Error: socket hang up when sending 30+ parallel requests to a worker

Hi! I have a cloudflare worker that acts as a proxy for downloading files from a S3-like service. I'm running into a bug where my client code (a node.js script) throw a socket hang up error when I download 30+ files in parallel on a slow connection (780kbps bandwidth via Mac OS network link conditioning) Here are some observations and details about the issue: - I can reproduce the bug ~90% of the time - The bug does not occur if I disable network link conditioning and use a 100Mbps network. - the bug only starts happening when I download ~30 files in parallel on a slow connection.
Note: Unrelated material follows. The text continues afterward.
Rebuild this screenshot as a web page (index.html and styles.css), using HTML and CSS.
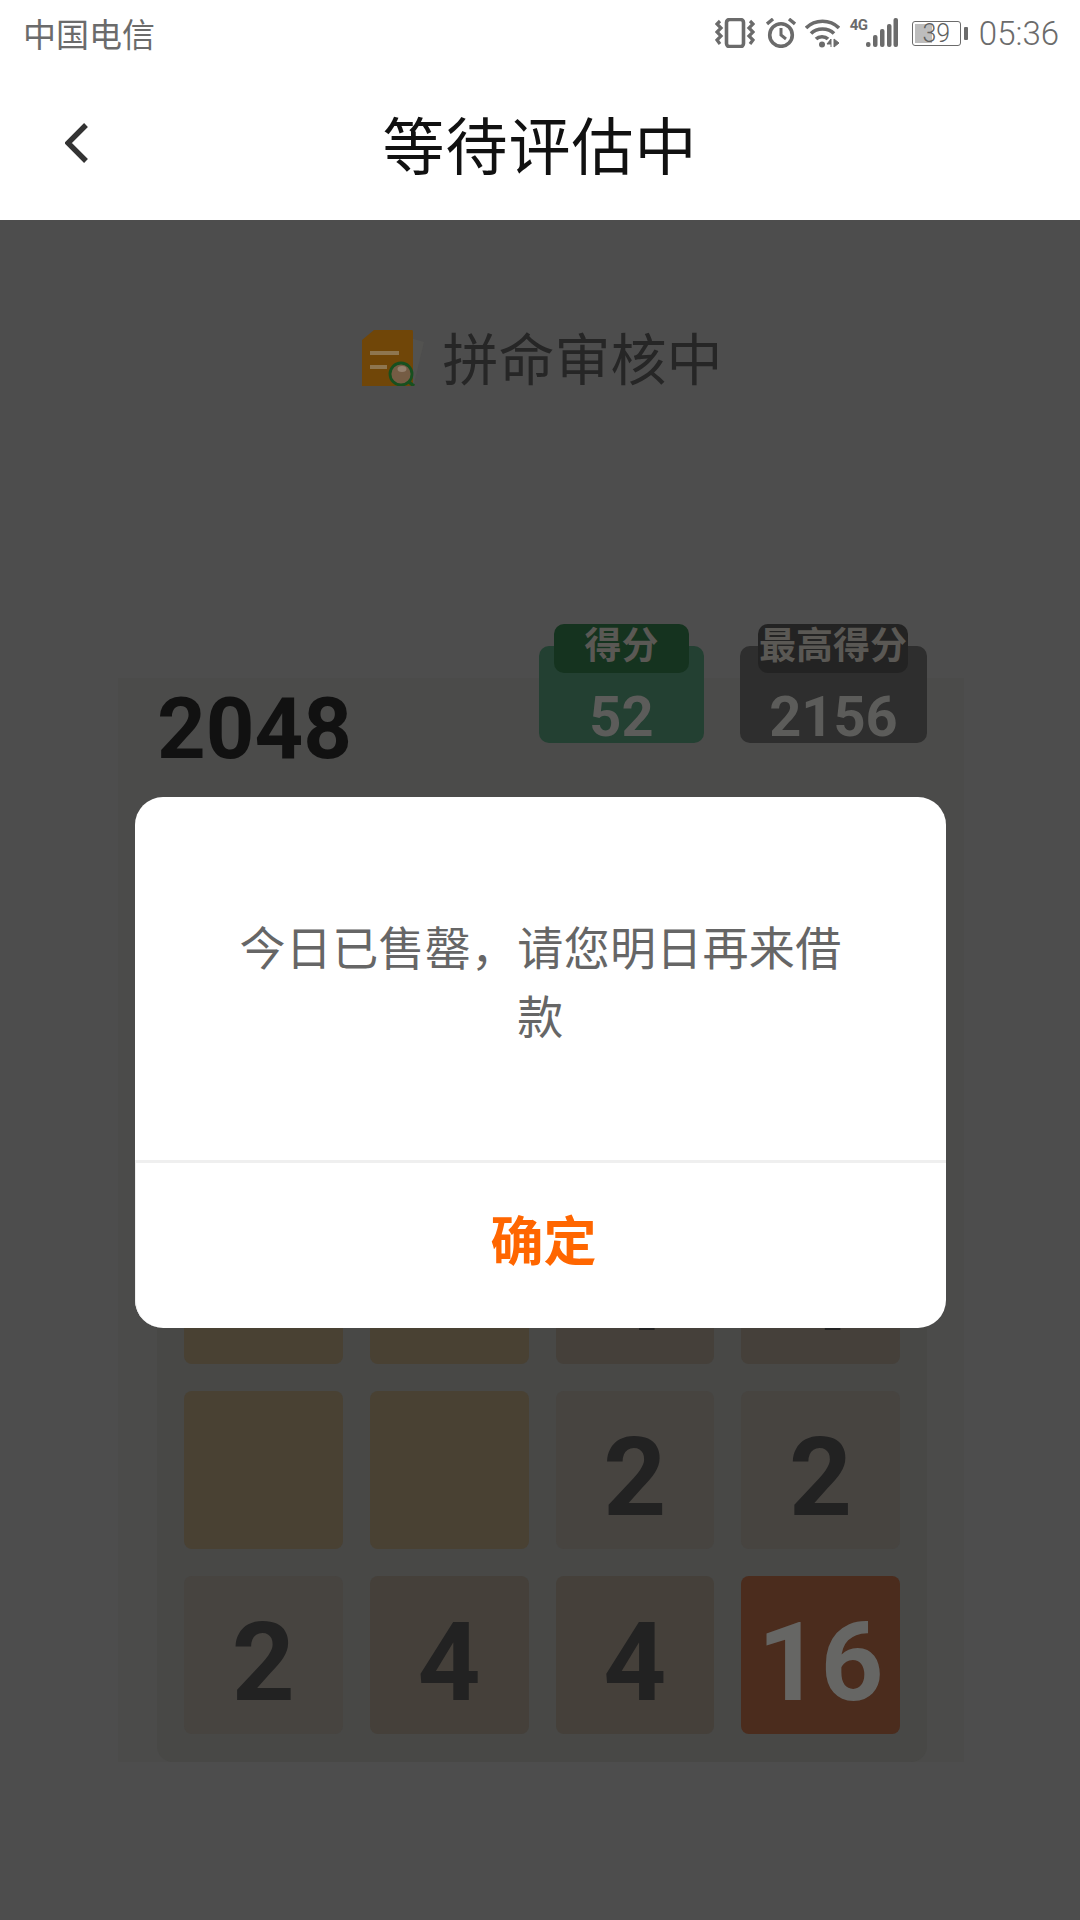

Downloading ~20 files works fine on that connection - when I check the real-time logs using wrangler tail, I do not see any logs for the request that throws the socket hang up error. However, other requests are logged correctly. - Using the S3-like service without the cloudlare worker as a proxy doesn't cause the error to happen - I looked at the traffic via Wireshark and a RST packet gets sent from cloudflare when the socket hang up error gets thrown - I can reproduce the bug on my fast connection as well but it's very rare I would appreciate any suggestions on what I should investigate or which Cloudflare logs I should examine. Thank you very much for your assistance!
2 Replies
zegevlier
zegevlier12mo ago
Have you tried several slow connections from different IPs? And have you tried from the same IP going to a real origin, instead of a worker? It seems to me that this could be some sort of DDoS protection, that they don't want too many very slow open connections to the same IP.
e111g
e111g12mo ago
HTTP requests to a Worker are load-balanced at the TCP level, so if you are making ~20-30 simultaneous connections from the same NodeJS script, many of those connections could get routed to the same worker instance (you can check this by generating some unique ID in your worker at runtime and appending it as a header to your responses). Each Worker instance is limited to 6 outbound connections, and any additional connections are queued up (transparently to you) until one of those 6 spots becomes empty. If your client is downloading file slowly, only 6 files will be (slowly) downloaded in parallel, and the other 15-25 connections are sitting idle. Perhaps those idle connections trip a wire somewhere in the net stack and get canceled as they have no observable aliveness.